Given the amount of news generated by various bills making their way through the Kansas Legislature, it’s a little surprising that Gov. Sam Brownback has signed only three measures into law this year.
However, this may be a year when less is more when it comes to legislative action.
The first bill, signed last Wednesday, dumps the state’s system of merit selection for judges on the Kansas Court of Appeals. Rather than having a commission of attorneys and other Kansans from across the state nominate qualified candidates for the court, that selection now will be entirely up to the governor, who can appoint anyone, regardless of his or her qualifications or political agenda, as long as that choice can gain ratification by the Kansas Senate.

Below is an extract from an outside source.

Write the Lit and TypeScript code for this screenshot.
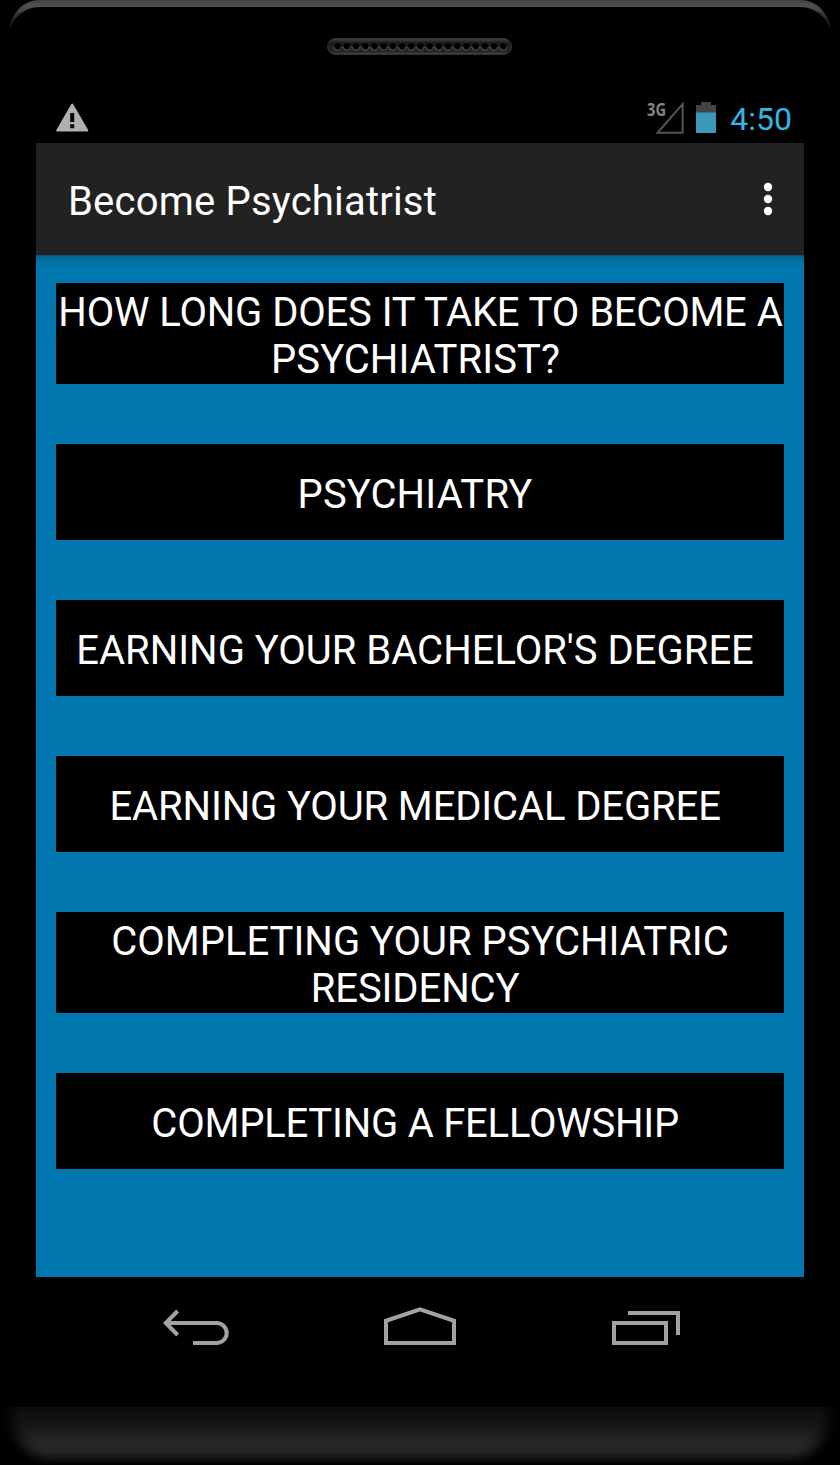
import { LitElement, html, css } from "lit";
import { customElement } from "lit/decorators.js";
import { styleMap } from "lit/directives/style-map.js";

interface Line {
  text: string;
  tracking: number;
  gap?: number;
}

// A trailing no-break space keeps the slight left offset of a label's last line.
const topics: Line[][] = [
  [
    { text: "HOW LONG DOES IT TAKE TO BECOME A", tracking: -0.23, gap: 0.45 },
    { text: "PSYCHIATRIST?\u00a0", tracking: 0.1 },
  ],
  [{ text: "PSYCHIATRY\u00a0", tracking: 0.15 }],
  [{ text: "EARNING YOUR BACHELOR'S DEGREE\u00a0", tracking: 0 }],
  [{ text: "EARNING YOUR MEDICAL DEGREE\u00a0", tracking: -0.13 }],
  [
    { text: "COMPLETING YOUR PSYCHIATRIC", tracking: 0 },
    { text: "RESIDENCY\u00a0", tracking: -0.1 },
  ],
  [{ text: "COMPLETING A FELLOWSHIP\u00a0", tracking: -0.23 }],
];

@customElement("status-bar")
export class StatusBar extends LitElement {
  static styles = css`
    :host {
      display: flex;
      align-items: flex-end;
      height: 50px;
      padding: 0 12px 0 20px;
      box-sizing: border-box;
    }
    .warn { display: block; margin-bottom: 11px; }
    .right { display: flex; align-items: flex-end; margin-left: auto; }
    .signal { display: block; margin: 0 11px 9px 0; }
    .battery { display: block; margin: 0 14px 10px 0; }
    .net { font: bold 18px "Open Sans", sans-serif; fill: #858585; }
    .time { font-size: 32px; line-height: 38px; color: #33b5e5; margin-bottom: 5px; }
  `;
  render() {
    return html`
      <svg class="warn" width="33" height="29" viewBox="0 0 33 29">
        <path d="M16.2 1.5 31.3 27.6H1.2Z" fill="#b0b0b0" stroke="#b0b0b0" stroke-width="2" stroke-linejoin="round" />
        <path d="M14.2 10h4v9h-4zM14.2 21.3h4v4h-4z" fill="#000" />
      </svg>
      <div class="right">
        <svg class="signal" width="40" height="40" viewBox="-2 -6 40 40">
          <path d="M35.6 4.2V32.8H10.5Z" fill="none" stroke="#555" stroke-width="2" />
          <text class="net" x="0" y="15.5" textLength="19" lengthAdjust="spacingAndGlyphs">3G</text>
        </svg>
        <svg class="battery" width="20" height="31" viewBox="0 0 20 31">
          <path d="M5 0h10v3h5v9H0V3h5z" fill="#444" />
          <path d="M0 10.5h20V31H0z" fill="#3c97bc" />
        </svg>
        <span class="time">4:50</span>
      </div>
    `;
  }
}

@customElement("nav-bar")
export class NavBar extends LitElement {
  static styles = css`
    :host {
      display: flex;
      height: 130px;
      padding: 29px 124px 0 126px;
      justify-content: space-between;
      box-sizing: border-box;
    }
    .icon { display: block; fill: none; stroke: #a2a2a2; stroke-width: 4; }
  `;
  render() {
    return html`
      <svg class="icon" width="68" height="42" viewBox="0 0 68 42">
        <path d="M3.5 17H54.5a10.2 10 0 0 1 10.2 10.2a10.2 10 0 0 1 -10.2 9.8H31" />
        <path d="M15.6 5 3.8 17 15.6 29" />
      </svg>
      <svg class="icon" width="73" height="42" viewBox="0 0 73 42">
        <path d="M2 37V14.8L36 3.3 70 14.8V37Z" />
      </svg>
      <svg class="icon" width="69" height="42" viewBox="0 0 69 42">
        <path d="M3 17H55V37H3ZM17 7H67V29" />
      </svg>
    `;
  }
}

@customElement("app-root")
export class AppRoot extends LitElement {
  static styles = css`
    :host {
      display: block;
      font-family: Roboto, sans-serif;
      background: #000;
      color: #fff;
    }
    .phone {
      display: flex;
      flex-direction: column;
      height: 1465px;
      overflow: hidden;
    }
    .top { display: block; flex: none; }
    .screen { flex: none; width: 768px; margin: 0 36px; }
    .bar {
      display: flex;
      align-items: center;
      justify-content: space-between;
      height: 112px;
      padding: 0 30px 0 32px;
      box-sizing: border-box;
      background: #222;
    }
    .title { margin: 0; padding-top: 5px; font-size: 40px; font-weight: 400; line-height: 47px; letter-spacing: 0.2px; }
    .more { display: block; }
    .content {
      display: flex;
      flex-direction: column;
      gap: 60px;
      height: 1022px;
      padding: 28px 20px 0;
      box-sizing: border-box;
      background: linear-gradient(#075470 0, #04688f 2px, #0072a4 7px, #0077ae 14px);
    }
    .topic {
      display: flex;
      flex-direction: column;
      align-items: center;
      justify-content: center;
      min-height: 96px;
      padding: 6px 0 1px;
      border: 0;
      box-sizing: border-box;
      background: #000;
      color: #fff;
      font: 400 40px/47px Roboto, sans-serif;
    }
    .topic:first-child { padding-left: 1px; }
    .line { display: block; white-space: nowrap; }
    .chin { display: block; flex: none; }
  `;

  render() {
    return html`
      <div class="phone">
        <svg class="top" width="840" height="93" viewBox="0 0 840 93">
          <defs>
            <linearGradient id="rim" x1="0" y1="0" x2="0" y2="40" gradientUnits="userSpaceOnUse">
              <stop offset="0" stop-color="#424242" />
              <stop offset=".16" stop-color="#505050" />
              <stop offset=".35" stop-color="#343434" />
              <stop offset=".8" stop-color="#000" />
            </linearGradient>
            <linearGradient id="slot" x1="0" y1="0" x2="0" y2="1">
              <stop offset="0" stop-color="#484848" />
              <stop offset=".25" stop-color="#1d1d1d" />
              <stop offset=".8" stop-color="#222" />
              <stop offset="1" stop-color="#454545" />
            </linearGradient>
            <pattern id="holes" x="333" y="41" width="9.2" height="12" patternUnits="userSpaceOnUse">
              <circle cx="4.6" cy="6" r="3.7" fill="#000" />
              <path d="M.9 5.5a3.7 3.7 0 0 0 7.4 0" fill="none" stroke="#606060" />
            </pattern>
          </defs>
          <path d="M7 40C8 16 22 0 39 0H801C818 0 832 16 833 40C830 20 818 7 799 7H41C22 7 10 20 7 40Z" fill="url(#rim)" />
          <rect x="327.5" y="38.5" width="184" height="16" rx="8" fill="url(#slot)" stroke="#333" />
          <rect x="333" y="41" width="174.8" height="12" fill="url(#holes)" />
        </svg>
        <div class="screen">
          <status-bar></status-bar>
          <header class="bar">
            <h1 class="title">Become Psychiatrist</h1>
            <svg class="more" width="12" height="34" viewBox="0 0 12 34" fill="#fff">
              <circle cx="6" cy="5" r="4.2" />
              <circle cx="6" cy="17" r="4.2" />
              <circle cx="6" cy="29" r="4.2" />
            </svg>
          </header>
          <main class="content">
            ${topics.map(
              (lines) => html`<button class="topic">
                ${lines.map(
                  (l) =>
                    html`<span
                      class="line"
                      style=${styleMap({ letterSpacing: `${l.tracking}px`, wordSpacing: `${l.gap ?? 0}px` })}
                      >${l.text}</span
                    >`
                )}
              </button>`
            )}
          </main>
          <nav-bar></nav-bar>
        </div>
        <svg class="chin" width="840" height="58" viewBox="0 0 840 58">
          <defs>
            <linearGradient id="body" x1="0" y1="0" x2="0" y2="1">
              <stop offset="0" stop-color="#0c0c0c" />
              <stop offset=".3" stop-color="#161616" />
              <stop offset=".62" stop-color="#262626" />
              <stop offset=".78" stop-color="#252525" />
              <stop offset=".96" stop-color="#0b0b0b" />
              <stop offset="1" stop-color="#000" />
            </linearGradient>
            <filter id="soft" x="-5%" y="-60%" width="110%" height="220%">
              <feGaussianBlur stdDeviation="6.5" />
            </filter>
            <mask id="edge" x="0" y="0" width="840" height="58" maskUnits="userSpaceOnUse">
              <path d="M11 -40V4C13 30 30 54 58 68H782C810 54 827 30 829 4V-40Z" fill="#fff" filter="url(#soft)" />
            </mask>
          </defs>
          <rect width="840" height="57" fill="url(#body)" mask="url(#edge)" />
        </svg>
      </div>
    `;
  }
}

On Monday, Brownback signed two more bills. One takes the positive step of abolishing the statute of limitations for prosecuting rape cases and extends the time limit for prosecuting other sexually violent crimes. The other takes the more controversial step of barring public employee unions from using voluntary deductions from its members’ paychecks to help finance political activities.
Legislative leaders have set an ambitious agenda for this week as they strive to meet a self-imposed deadline of Friday to complete the major work of the session. On their list is the state budget, tax legislation, new restrictions on abortion and gun-rights legislation. A host of other measures also remain active including bills that would rewrite rules for teachers’ contract negotiations and collective bargaining rights and a bill requiring school districts to keep students in third grade until they prove they are proficient readers. Other bills still under consideration include measures that would remove many of AT&T;’s service obligations, require a stem cell research center at Kansas University Medical Center and put the secretary of transportation in charge of the Kansas Turnpike Authority.
At this point, perhaps the best the state can hope for is that legislators simply don’t have time to reach agreement on many of these issues during the current session. The budget, of course, must be completed, and the state will have to live with whatever damage it does to state universities and other entities. However, beyond that it seems the fewer hasty, last-minute legislative actions that occur this year, the better.
A shorter session saves the taxpayers money. Legislators should focus on completing key measures like the budget, and then head home.